It started with a decision that sounded final. Take out the leadership, break the chain of command, and the fighting ends fast. That was the theory anyway. Instead, months later, we are still watching new rounds of strikes, new tanker attacks in the Strait of Hormuz, new sirens going off in Bahrain and Kuwait, and a ceasefire that keeps collapsing every few weeks like it was never built to hold.

Ayatollah Khamenei is dead. His funeral procession crossed from Tehran into Iraq and back, a spectacle of grief and defiance broadcast to the world. And yet his son, believed wounded in the same strike that killed his father, mother, and wife, has barely been seen in public since. A nation's leadership was gutted in a single strike, and the result was not collapse. It was a vacuum, and vacuums do not produce peace. They produce confusion, competing factions, and in this case, a military that keeps fighting anyway, ceasefire or not.
That is the part that should give everyone pause. The strategy assumed that removing the head would end the body's resistance. But Iran kept striking tankers. It kept hitting Gulf bases. It kept firing on Jordan and Bahrain and Kuwait, sometimes within hours of a new round of American strikes. If decapitation was supposed to be the shortcut to stability, the last several months have argued the opposite. Every time a ceasefire gets signed, something breaks it again within days, and the region lurches back into the same cycle.

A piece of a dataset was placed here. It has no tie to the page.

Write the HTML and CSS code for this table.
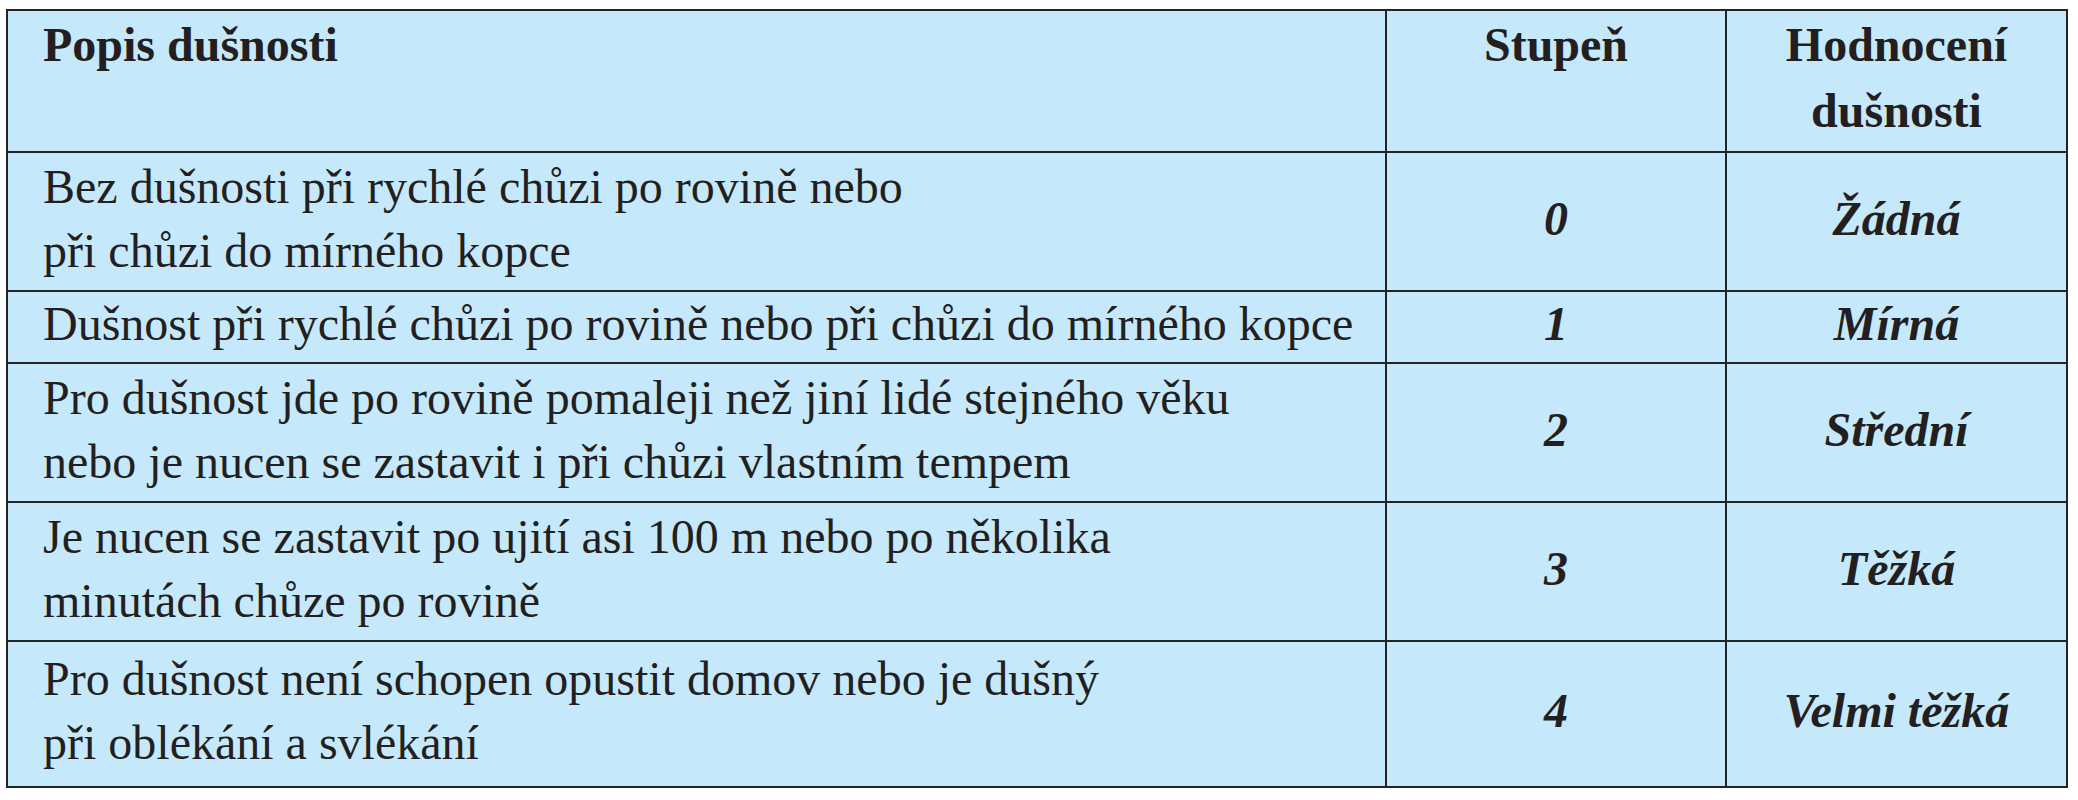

So the fair question, the one a lot of people are quietly asking, is whether ending this war was ever really the point. A stable Iran, with a functioning government and no leverage to hold the Strait of Hormuz hostage, would need an actual settlement, not another round of tactical strikes. Instead we have gotten a pattern: strike, retaliate, brief lull, repeat. Oil prices spike, shipping reroutes, and then the news cycle moves elsewhere before the next round even lands. That repetition is exactly what fuels the theory that this is not a war anyone is actually trying to end. Whether that is intentional policy or just the grinding result of a conflict with no clean exit, the effect on the ground is the same either way. Iran is not stable. It is not close to stable. And nothing about the current pattern suggests that changes soon.
None of this proves a hidden hand steering things toward permanent instability. It is entirely possible this is just what a leadership vacuum looks like when nobody plans for what comes after. But the burden of proof now sits with anyone claiming this is heading toward resolution, because month after month, the evidence points the other way.